4 января 1963 года блок «Л» отказал в шестой раз, и четвертая ступень вместе с объектом осталась на промежуточной орбите. Корабль «Долинск», дежуривший в Гвинейском заливе, наконец помог разгадать тайну отказа блока «Л». Никакого взрыва «оксиликвидов» не было.

На этот раз телеметрия зафиксировала отказ в подаче электрических команд на запуск двигателя от системы управления. Первопричиной после долгих и горячих споров назвали преобразователь тока ПТ-500 разработки Иосифьяна. Он был установлен в приборном контейнере И-100, который еще на технической позиции заполняется сухим азотом. В такой атмосфере может происходить быстрый износ угольных щеток коллектора. Лабораторные опыты подтвердили это. Иосифьян возмущался, но за отсутствием других плодотворных теорий отказ списали на «круговой огонь» на коллекторе с последующим коротким замыканием (КЗ) в цепях питания.

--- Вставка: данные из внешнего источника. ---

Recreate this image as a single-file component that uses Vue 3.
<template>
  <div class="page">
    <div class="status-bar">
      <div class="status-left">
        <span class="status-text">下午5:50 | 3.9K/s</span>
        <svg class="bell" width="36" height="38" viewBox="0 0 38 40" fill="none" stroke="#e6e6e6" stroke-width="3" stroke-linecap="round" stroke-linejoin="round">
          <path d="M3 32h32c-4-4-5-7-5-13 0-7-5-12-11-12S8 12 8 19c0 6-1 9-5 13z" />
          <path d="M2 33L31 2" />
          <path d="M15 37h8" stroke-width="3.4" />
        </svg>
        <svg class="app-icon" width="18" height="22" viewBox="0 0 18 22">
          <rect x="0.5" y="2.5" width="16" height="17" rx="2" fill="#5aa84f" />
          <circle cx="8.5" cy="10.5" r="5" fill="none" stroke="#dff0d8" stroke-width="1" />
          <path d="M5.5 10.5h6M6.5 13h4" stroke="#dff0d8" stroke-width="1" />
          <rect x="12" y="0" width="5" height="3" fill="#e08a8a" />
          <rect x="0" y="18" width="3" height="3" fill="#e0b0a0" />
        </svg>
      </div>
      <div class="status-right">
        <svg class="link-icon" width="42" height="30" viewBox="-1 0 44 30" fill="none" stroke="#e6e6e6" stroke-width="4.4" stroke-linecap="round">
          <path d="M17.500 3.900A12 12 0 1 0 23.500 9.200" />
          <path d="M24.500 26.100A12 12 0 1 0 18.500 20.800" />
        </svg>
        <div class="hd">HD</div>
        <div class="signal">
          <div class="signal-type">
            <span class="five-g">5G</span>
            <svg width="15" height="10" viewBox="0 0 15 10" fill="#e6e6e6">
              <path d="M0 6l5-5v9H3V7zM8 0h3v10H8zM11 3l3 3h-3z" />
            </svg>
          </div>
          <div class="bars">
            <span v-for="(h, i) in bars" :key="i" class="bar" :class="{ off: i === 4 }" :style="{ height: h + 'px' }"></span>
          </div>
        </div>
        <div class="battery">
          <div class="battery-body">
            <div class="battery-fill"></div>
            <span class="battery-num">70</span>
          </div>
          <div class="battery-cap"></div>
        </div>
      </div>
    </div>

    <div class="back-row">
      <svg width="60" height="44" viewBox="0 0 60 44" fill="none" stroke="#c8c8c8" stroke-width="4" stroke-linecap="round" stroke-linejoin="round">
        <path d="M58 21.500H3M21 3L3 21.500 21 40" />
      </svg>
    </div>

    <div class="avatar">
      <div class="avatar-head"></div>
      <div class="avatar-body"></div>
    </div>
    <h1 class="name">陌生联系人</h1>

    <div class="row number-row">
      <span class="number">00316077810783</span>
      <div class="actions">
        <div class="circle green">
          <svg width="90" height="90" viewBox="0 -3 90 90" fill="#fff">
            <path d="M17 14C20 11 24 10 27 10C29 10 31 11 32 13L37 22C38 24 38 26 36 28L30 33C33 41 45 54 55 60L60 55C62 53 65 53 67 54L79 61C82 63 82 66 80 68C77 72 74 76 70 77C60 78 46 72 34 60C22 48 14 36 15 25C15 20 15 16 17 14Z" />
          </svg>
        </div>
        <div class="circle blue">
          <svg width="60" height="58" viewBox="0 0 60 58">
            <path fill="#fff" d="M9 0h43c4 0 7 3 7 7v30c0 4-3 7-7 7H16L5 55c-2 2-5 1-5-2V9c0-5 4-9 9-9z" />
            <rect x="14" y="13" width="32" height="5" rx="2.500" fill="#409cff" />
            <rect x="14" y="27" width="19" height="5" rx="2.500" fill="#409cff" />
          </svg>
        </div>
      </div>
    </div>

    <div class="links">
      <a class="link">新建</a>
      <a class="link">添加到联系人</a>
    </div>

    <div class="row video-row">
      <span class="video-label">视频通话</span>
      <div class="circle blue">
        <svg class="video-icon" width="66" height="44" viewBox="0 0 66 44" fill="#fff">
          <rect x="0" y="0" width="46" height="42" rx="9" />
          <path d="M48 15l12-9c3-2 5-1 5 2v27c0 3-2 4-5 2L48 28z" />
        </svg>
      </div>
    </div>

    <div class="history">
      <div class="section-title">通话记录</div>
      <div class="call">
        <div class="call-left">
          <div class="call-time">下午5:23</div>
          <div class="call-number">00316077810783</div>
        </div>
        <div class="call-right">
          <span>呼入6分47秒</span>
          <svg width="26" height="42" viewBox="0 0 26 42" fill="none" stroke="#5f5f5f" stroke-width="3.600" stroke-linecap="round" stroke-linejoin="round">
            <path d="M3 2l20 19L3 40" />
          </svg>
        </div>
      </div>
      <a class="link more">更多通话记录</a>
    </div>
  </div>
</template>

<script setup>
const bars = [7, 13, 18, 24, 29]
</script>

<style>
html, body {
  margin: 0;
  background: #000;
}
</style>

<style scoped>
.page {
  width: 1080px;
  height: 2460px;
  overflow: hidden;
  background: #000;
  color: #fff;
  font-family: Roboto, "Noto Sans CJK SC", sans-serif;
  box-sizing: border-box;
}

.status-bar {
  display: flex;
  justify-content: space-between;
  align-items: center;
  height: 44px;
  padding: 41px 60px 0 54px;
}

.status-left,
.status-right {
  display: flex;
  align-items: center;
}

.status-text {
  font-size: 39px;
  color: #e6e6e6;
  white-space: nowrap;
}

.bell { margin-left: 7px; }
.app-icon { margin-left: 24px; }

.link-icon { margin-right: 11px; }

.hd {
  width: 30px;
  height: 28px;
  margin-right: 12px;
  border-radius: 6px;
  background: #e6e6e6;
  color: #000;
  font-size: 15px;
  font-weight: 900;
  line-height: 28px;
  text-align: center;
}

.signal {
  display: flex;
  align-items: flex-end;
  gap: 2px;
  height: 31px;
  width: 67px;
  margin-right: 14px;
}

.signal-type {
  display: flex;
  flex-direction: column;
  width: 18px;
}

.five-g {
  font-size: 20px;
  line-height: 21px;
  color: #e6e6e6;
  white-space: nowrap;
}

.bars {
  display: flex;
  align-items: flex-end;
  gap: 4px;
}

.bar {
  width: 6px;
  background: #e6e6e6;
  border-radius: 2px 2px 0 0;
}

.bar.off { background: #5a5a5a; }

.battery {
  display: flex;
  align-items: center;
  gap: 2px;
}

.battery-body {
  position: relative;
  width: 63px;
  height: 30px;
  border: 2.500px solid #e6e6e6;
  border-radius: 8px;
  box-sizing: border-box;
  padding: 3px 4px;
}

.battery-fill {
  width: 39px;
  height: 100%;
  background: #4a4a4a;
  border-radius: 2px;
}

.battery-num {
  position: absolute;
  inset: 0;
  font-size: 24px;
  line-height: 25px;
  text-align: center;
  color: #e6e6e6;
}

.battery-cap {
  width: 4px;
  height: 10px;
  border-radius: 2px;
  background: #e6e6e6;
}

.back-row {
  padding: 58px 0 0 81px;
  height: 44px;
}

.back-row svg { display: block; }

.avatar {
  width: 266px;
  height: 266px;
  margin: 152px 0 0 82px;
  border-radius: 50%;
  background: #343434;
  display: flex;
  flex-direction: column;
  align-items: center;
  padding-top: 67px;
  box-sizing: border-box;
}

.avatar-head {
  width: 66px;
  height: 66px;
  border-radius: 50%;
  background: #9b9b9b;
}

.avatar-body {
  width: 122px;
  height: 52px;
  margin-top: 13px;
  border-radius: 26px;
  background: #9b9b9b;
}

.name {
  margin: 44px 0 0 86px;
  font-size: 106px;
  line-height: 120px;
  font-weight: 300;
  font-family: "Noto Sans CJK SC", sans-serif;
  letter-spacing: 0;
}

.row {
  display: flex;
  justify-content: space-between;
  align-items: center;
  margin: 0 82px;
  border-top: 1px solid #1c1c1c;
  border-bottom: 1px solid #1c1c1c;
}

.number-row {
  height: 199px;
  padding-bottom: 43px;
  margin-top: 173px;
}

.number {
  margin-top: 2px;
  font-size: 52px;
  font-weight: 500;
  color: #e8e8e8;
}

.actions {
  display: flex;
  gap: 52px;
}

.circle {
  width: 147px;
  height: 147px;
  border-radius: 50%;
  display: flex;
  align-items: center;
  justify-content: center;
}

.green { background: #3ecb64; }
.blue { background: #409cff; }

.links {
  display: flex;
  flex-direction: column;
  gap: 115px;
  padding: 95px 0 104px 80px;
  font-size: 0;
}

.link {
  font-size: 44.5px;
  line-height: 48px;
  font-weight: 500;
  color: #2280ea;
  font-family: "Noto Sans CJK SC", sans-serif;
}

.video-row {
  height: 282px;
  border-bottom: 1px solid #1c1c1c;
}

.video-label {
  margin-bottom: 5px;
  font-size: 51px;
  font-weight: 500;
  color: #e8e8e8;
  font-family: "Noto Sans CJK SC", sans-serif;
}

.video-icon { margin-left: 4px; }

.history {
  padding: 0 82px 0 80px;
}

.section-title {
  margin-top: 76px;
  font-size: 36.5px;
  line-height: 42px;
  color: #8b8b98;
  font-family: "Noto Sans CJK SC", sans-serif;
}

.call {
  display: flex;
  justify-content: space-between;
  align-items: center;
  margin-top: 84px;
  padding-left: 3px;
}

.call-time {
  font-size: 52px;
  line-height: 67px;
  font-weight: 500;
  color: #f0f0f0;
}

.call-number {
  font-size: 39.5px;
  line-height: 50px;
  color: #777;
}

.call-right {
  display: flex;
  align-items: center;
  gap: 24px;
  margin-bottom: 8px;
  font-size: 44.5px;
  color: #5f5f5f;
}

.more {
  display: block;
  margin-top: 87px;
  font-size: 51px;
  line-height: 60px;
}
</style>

Для проверки теории «сухого азота» как причины отказа преобразователя ПТ-500 Иосифьян в своем институте организовал круглосуточные эксперименты, на которые истратил весь запас штатных преобразователей. Доказать полную достоверность теории не удалось. Преобразователи выходили из строя за время гораздо большее, чем они работали в полете. Тем не менее Государственная комиссия приняла эту версию как наиболее вероятную.

Основными мероприятиями для повышения надежности были увлажнение азота и небольшая добавка кислорода в контейнер, где находился ПТ-500.

2 февраля 1963 года была сделана вторая попытка отправить к Луне аппарат Е-6. На этот раз он даже не долетел до участка запуска четвертой ступени. Телеметрические записи и система контроля траектории показали, что ракета сильно отклонилась по углу тангажа к Земле. Проследив траекторию дальше, мы убедились, что третья ступень вместе с неотделившейся четвертой и лунной станцией вошла в атмосферу в районе Гавайских островов.

Обычно при испытаниях межконтинентальных Р-7А и Р-9 на полную дальность появлялись официальные предупреждения ТАСС о предстоящих пусках носителей в такой-то район океана. При космических пусках никаких предварительных сообщений не было. Только по косвенным признакам, данным радио — и фоторазведки американцы догадывались, что мы готовим запуски в космос. Американцы научились засекать наши пуски, если ракетные блоки попадали в зону действия их радиолокаторов. Когда опять что-то непонятное вонзилось в атмосферу столь любимых американцами Гавайских островов, в зарубежной прессе подняли легкий шум, а мы упорно молчали.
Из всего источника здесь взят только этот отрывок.